Świat Commonwealth zwykle dobrze zna angielski, mają bogate słownictwo, mówią
poprawnie gramatycznie, tylko ten brzydki akcent … Kraj z założenia jest
dwujęzyczny – wszystkie napisy są w dwóch językach – arabskim i angielskim. Z
transkrypcją angielską jest problem, bo podobno nie ma żadnych zasad – tak
przeczytałam w książce Arabski świat. Zresztą sama też mogłabym wyciągnąć takie
wnioski po obserwacjach, np. nazwa ulicy przy której mieszkam pisana jest na 3
różne sposoby (jeśli nie więcej), nawet na znakach drogowych, które pewnie są
przygotowywane przez tą samą organizację: bywa Boshar, Boashar, Boeshar.
Dwujęzyczność na uczelni (a może na wszystkich czy większości uczelni w kraju)
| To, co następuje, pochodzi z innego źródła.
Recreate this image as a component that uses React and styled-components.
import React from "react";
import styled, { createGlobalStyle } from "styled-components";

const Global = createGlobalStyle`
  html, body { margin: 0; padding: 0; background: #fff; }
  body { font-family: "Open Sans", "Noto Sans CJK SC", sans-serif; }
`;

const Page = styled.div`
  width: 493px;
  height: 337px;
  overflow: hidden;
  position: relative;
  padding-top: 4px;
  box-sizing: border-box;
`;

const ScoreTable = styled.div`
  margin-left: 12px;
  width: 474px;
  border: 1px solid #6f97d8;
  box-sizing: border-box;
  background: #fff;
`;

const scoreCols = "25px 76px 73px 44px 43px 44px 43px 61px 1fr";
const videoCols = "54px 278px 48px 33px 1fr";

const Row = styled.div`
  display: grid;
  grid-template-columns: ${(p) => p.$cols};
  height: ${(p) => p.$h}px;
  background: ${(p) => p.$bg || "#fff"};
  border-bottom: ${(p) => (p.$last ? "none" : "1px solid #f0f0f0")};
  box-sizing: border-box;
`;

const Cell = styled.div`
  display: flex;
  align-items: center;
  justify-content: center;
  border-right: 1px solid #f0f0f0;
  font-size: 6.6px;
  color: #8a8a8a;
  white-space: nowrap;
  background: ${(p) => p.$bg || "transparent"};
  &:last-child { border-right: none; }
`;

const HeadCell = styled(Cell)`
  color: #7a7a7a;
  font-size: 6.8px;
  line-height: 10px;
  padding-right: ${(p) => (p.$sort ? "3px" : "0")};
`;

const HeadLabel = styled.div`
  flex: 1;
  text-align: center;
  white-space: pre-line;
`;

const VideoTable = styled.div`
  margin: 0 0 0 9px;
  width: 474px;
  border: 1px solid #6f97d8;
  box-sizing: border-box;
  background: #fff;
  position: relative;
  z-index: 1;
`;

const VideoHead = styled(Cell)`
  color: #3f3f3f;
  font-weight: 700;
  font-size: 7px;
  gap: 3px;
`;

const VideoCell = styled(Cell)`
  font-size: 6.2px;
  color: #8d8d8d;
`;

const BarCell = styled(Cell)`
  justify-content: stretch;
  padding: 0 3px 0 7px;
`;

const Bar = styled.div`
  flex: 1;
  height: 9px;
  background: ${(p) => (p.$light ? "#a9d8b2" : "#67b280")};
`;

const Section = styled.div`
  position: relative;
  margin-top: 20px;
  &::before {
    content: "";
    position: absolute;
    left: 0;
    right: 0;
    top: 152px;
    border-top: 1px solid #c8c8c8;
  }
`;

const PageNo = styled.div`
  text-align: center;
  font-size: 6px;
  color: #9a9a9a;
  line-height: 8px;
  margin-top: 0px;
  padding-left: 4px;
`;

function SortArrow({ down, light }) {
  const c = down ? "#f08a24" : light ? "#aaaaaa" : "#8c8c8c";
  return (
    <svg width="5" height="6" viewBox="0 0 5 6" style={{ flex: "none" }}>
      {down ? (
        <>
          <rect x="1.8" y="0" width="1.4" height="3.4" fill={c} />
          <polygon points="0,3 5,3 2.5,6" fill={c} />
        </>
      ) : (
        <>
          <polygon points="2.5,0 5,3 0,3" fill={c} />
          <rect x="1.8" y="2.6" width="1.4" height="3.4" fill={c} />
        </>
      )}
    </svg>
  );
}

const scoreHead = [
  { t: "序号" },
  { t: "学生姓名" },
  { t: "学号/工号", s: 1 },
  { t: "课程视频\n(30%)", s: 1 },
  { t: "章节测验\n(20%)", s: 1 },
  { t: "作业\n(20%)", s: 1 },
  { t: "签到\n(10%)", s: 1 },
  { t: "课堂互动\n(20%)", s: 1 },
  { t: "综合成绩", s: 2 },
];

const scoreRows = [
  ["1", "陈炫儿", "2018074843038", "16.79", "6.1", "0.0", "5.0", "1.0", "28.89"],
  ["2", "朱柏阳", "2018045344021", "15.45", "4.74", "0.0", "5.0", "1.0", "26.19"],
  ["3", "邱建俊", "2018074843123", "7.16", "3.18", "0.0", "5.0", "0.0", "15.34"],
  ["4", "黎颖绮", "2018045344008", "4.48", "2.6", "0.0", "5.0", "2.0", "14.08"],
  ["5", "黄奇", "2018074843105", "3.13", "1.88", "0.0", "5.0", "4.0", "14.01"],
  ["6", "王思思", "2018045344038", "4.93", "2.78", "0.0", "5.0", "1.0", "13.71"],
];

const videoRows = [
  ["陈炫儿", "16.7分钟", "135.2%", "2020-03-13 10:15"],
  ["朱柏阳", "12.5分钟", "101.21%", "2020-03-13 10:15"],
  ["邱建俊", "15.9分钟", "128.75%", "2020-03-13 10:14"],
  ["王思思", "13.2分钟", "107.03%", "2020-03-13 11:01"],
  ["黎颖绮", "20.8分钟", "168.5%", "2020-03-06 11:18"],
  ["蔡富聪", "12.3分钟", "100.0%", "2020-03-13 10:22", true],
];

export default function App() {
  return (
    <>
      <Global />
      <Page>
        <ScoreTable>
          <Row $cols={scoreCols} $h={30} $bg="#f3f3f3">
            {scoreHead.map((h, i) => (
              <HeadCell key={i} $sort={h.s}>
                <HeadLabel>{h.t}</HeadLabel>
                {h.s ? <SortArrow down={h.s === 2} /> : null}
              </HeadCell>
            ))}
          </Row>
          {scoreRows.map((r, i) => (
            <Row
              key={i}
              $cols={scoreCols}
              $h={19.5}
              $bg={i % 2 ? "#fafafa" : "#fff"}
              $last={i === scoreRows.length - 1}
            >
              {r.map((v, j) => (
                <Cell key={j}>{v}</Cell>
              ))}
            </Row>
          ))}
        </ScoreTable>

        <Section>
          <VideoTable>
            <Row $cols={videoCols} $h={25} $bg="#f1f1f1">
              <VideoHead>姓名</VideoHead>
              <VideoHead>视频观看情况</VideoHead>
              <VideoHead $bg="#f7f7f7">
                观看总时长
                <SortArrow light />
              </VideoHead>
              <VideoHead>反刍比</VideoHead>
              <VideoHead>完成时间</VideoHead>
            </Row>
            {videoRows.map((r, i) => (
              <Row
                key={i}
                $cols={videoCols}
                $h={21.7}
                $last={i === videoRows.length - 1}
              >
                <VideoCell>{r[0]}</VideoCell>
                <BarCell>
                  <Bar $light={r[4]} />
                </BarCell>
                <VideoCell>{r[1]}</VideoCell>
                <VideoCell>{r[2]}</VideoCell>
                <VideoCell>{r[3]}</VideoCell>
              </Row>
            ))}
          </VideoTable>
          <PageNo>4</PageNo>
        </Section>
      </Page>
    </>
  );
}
wynika pewnie z faktu, że Oman nie zdążył wykształcić sobie naukowców, badaczy,
nauczycieli, którzy mogliby prowadzić zajęcia i często tę rolę pełnią
emigranci, zwykle z Indii. Około 30% (900 tys. na 2,900) mieszkańców kraju to
emigranci – to też wymusza przyjęcie angielskiego jako języka roboczego,
większość z nich jest z Indii. Dlatego też hinduizm to druga po islamie religia
w tym kraju (ok. 13 % społeczeństwa). Te dane znajduję w raporcie Grant
Thornton z 2011. Miałam potrzebę spojrzeć na liczby by lepiej zrozumieć gdzie
jestem, jaki to jest kraj, jacy to są ludzie i dlaczego. Co mnie najbardziej
zaciekawiło – poznałam Omańczyka (wg jego słów to nie jest odosobniony
przypadek), który twierdzi, że najchętniej posługuje się angielskim (studiował
i pracował w US przez kilka lat), z rodzicami rozmawia z języku suahili i
trochę zna arabski, ale raczej komunikatywnie. Suahili jest po angielskim i
hindi bodajże 4 językiem tego kraju, co wynika z uwarunkowań historycznych.
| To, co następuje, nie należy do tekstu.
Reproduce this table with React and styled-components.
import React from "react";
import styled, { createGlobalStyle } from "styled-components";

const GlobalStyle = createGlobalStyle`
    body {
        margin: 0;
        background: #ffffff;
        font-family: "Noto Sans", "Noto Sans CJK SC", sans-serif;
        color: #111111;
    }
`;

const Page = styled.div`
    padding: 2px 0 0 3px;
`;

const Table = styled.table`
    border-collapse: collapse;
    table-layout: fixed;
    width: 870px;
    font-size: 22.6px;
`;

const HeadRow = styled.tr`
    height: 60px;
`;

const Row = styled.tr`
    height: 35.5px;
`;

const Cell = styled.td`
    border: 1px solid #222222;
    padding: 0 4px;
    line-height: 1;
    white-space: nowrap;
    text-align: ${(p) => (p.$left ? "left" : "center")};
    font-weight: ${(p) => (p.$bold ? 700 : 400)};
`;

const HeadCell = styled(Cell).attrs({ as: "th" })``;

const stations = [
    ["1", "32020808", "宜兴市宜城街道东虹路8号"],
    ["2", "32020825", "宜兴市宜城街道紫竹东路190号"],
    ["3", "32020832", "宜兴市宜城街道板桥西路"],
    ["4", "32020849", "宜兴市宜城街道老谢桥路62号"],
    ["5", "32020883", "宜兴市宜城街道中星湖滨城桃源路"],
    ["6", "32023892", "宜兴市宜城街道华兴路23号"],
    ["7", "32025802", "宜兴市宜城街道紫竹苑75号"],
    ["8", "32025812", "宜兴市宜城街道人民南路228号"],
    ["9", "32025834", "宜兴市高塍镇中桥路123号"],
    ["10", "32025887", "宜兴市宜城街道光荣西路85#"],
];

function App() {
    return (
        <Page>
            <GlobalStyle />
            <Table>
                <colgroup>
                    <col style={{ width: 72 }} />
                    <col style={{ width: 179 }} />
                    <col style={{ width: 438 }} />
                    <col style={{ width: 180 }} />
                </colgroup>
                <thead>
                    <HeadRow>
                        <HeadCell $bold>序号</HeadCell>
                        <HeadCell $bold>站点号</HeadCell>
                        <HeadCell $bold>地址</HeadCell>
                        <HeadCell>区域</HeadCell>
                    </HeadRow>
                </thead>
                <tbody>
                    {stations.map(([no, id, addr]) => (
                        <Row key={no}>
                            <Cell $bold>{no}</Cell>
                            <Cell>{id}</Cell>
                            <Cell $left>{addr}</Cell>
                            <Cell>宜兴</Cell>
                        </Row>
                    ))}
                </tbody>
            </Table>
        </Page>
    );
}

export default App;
Zanzibar przez długi czas był częścią Omanu, wielu jego mieszkańców przybyło na
Półwysep Arabski, zwykle jako niewolnicy, a dziś stanowią część społeczeństwa.
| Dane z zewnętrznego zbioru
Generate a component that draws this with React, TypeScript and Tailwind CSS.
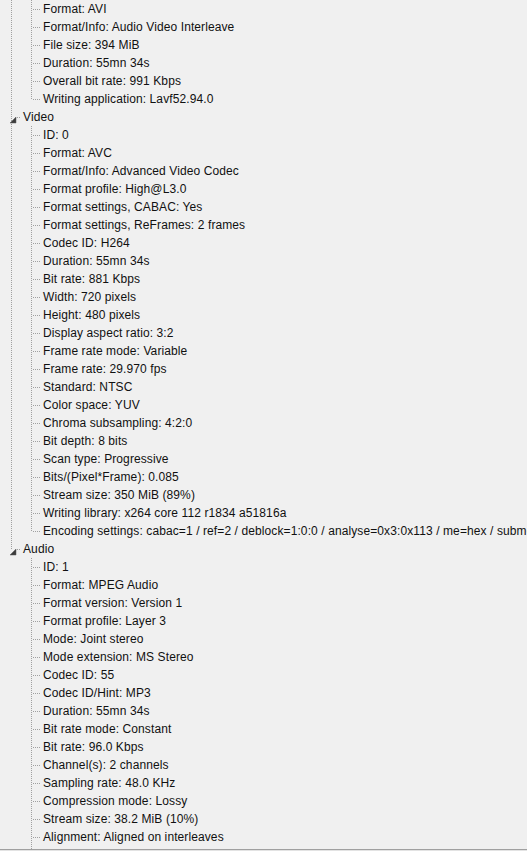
import React from "react";

type Node = { label: string; children?: string[] };

const general = [
  "Format: AVI",
  "Format/Info: Audio Video Interleave",
  "File size: 394 MiB",
  "Duration: 55mn 34s",
  "Overall bit rate: 991 Kbps",
  "Writing application: Lavf52.94.0",
];

const sections: Node[] = [
  {
    label: "Video",
    children: [
      "ID: 0",
      "Format: AVC",
      "Format/Info: Advanced Video Codec",
      "Format profile: High@L3.0",
      "Format settings, CABAC: Yes",
      "Format settings, ReFrames: 2 frames",
      "Codec ID: H264",
      "Duration: 55mn 34s",
      "Bit rate: 881 Kbps",
      "Width: 720 pixels",
      "Height: 480 pixels",
      "Display aspect ratio: 3:2",
      "Frame rate mode: Variable",
      "Frame rate: 29.970 fps",
      "Standard: NTSC",
      "Color space: YUV",
      "Chroma subsampling: 4:2:0",
      "Bit depth: 8 bits",
      "Scan type: Progressive",
      "Bits/(Pixel*Frame): 0.085",
      "Stream size: 350 MiB (89%)",
      "Writing library: x264 core 112 r1834 a51816a",
      "Encoding settings: cabac=1 / ref=2 / deblock=1:0:0 / analyse=0x3:0x113 / me=hex / subme=6 / psy=1 / psy_rd=1.00:0.00",
    ],
  },
  {
    label: "Audio",
    children: [
      "ID: 1",
      "Format: MPEG Audio",
      "Format version: Version 1",
      "Format profile: Layer 3",
      "Mode: Joint stereo",
      "Mode extension: MS Stereo",
      "Codec ID: 55",
      "Codec ID/Hint: MP3",
      "Duration: 55mn 34s",
      "Bit rate mode: Constant",
      "Bit rate: 96.0 Kbps",
      "Channel(s): 2 channels",
      "Sampling rate: 48.0 KHz",
      "Compression mode: Lossy",
      "Stream size: 38.2 MiB (10%)",
      "Alignment: Aligned on interleaves",
    ],
  },
];

const DOT = "#a0a0a0";

function Gutter({
  v,
  mode,
  h,
  triangle,
}: {
  v: number;
  mode: "full" | "top" | "none";
  h?: [number, number];
  triangle?: boolean;
}) {
  return (
    <svg width={20} height={18} className="shrink-0 block" shapeRendering="crispEdges">
      {mode !== "none" && (
        <line
          x1={v + 0.5}
          x2={v + 0.5}
          y1={0}
          y2={mode === "full" ? 18 : 9}
          stroke={DOT}
          strokeWidth={1}
          strokeDasharray="1 1"
        />
      )}
      {h && (
        <line
          x1={h[0]}
          x2={h[1]}
          y1={9.5}
          y2={9.5}
          stroke={DOT}
          strokeWidth={1}
          strokeDasharray="1 1"
        />
      )}
      {triangle && (
        <polygon points="10,15 16,15 16,9" fill="#3c3c3c" stroke="#5a5a5a" strokeWidth={0.5} shapeRendering="auto" />
      )}
    </svg>
  );
}

function Row({ children, gutters }: { children: React.ReactNode; gutters: React.ReactNode }) {
  return (
    <div className="flex h-[18px] items-center whitespace-nowrap">
      {gutters}
      <span className="pl-[3px] leading-[18px]">{children}</span>
    </div>
  );
}

export default function App() {
  return (
    <div
      className="w-[527px] h-[851px] overflow-hidden bg-[#f0f0f0] text-[12px] tracking-[0.1px] text-[#111] flex flex-col"
      style={{ fontFamily: '"Liberation Sans", Arial, sans-serif' }}
    >
      <div className="flex-1 overflow-hidden">
        <div>
          {general.map((t, i) => (
            <Row
              key={"g" + i}
              gutters={
                <>
                  <Gutter v={11} mode="full" />
                  <Gutter v={11} mode={i === general.length - 1 ? "top" : "full"} h={[13, 20]} />
                </>
              }
            >
              {t}
            </Row>
          ))}
          {sections.map((s, si) => {
            const lastSec = si === sections.length - 1;
            return (
              <React.Fragment key={s.label}>
                <div className="flex h-[18px] items-center whitespace-nowrap">
                  <Gutter v={11} mode={lastSec ? "top" : "full"} h={[17, 20]} triangle />
                  <span className="pl-[3px] leading-[18px]">{s.label}</span>
                </div>
                {s.children!.map((t, i) => (
                  <Row
                    key={s.label + i}
                    gutters={
                      <>
                        <Gutter v={11} mode={lastSec ? "none" : "full"} />
                        <Gutter
                          v={11}
                          mode={i === s.children!.length - 1 && !lastSec ? "top" : "full"}
                          h={[13, 20]}
                        />
                      </>
                    }
                  >
                    {t}
                  </Row>
                ))}
                {lastSec && (
                  <div className="flex h-[18px]">
                    <Gutter v={11} mode="none" />
                    <Gutter v={11} mode="full" />
                  </div>
                )}
              </React.Fragment>
            );
          })}
        </div>
      </div>
      <div className="h-px bg-[#a0a0a0] shrink-0" />
      <div className="h-px bg-[#e3e3e3] shrink-0" />
    </div>
  );
}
Podobno łatwo ich rozpoznać – po murzyńskich rysach. Ja dopiero się uczę, jak
na razie znakiem rozpoznawczym są nosy – ostre, spiczaste to Omańczycy czystej
krwi arabskiej, a okrągłe – to potomkowie ludów z Afryki. Będę sprawdzać z
czasem czy ten system znaków rozpoznawczych działa.
W drugi weekend
mojego pobytu przypadkiem trafiłam na pożegnalną kolację studenta z Finlandii,
który był tutaj na stypendium. Dokładnie na Uniwersytecie w Nizwa (to jedno z
większych miast interioru, ale blisko stolicy). Dowiedziałam się od niego jak
brzmi akcent arabski w porównaniu z innymi: jest twardy, wyrazisty, nie tak jak
np. jordański czy libański, które mój nowy znajomy określił jako akcenty
nadające się do jakiegoś filmu typu love story dla kobiet. Wcześniej mój kolega
z Maroka przekonywał mnie, że mieszkańcy krajów arabskich są w stanie się
porozumieć, jeśli tylko przejdą na standardowy arabski i że on też dogadałby
się w Omanie. Może to prawda, tymczasem moje pierwsze wrażenia są takie, że to
trudny język, naprawdę nie jest łatwo co poprawnie wymówić czy zapamiętać.
Słowa, w których dźwięki są w miarę podobne do naszego systemu wokalnego
łatwiej zapadają w pamięć, ale są takie, które składają się z dźwięków, które
są mi zupełnie obce.
Zresztą jak na razie odkładam plany nauki arabskiego na później, bo koniecznie trzeba popracować nad angielskim. Praca w 100% po angielsku i to w środowisku głównie nie „native speakerów” jest sporym wyzwaniem. Koniecznie trzeba popracować na zasobem słownictwa, płynnością wypowiedzi, rozumieniem. To mój plan na najbliższe 3 – miesiące. Potem może pozwolę sobie na trochę arabskiego.
Mam dostęp do
kilku kanałów telewizji anglojęzycznej, na kanałach lokalnych też są często
filmy po angielsku z podpisami po arabsku. W komputerze w domu mam cały czas
otwarty słownik elektroniczny a na stole notes do zapisywania nowych słówek i
wyrażeń. Sama jestem ciekawa efektów tych wysiłków za 3 - 4 miesiące.
Moje szare
komórki dostają sporo wyzwań w tych ostatnich tygodniach – ale to podobno
bardzo zdrowe dla nich.
Nie sądzę, że będziesz musiała celowo uczyć się arabskiego. W końcu tak czy owak, zupełnie niechcąco nim nasiąkniesz.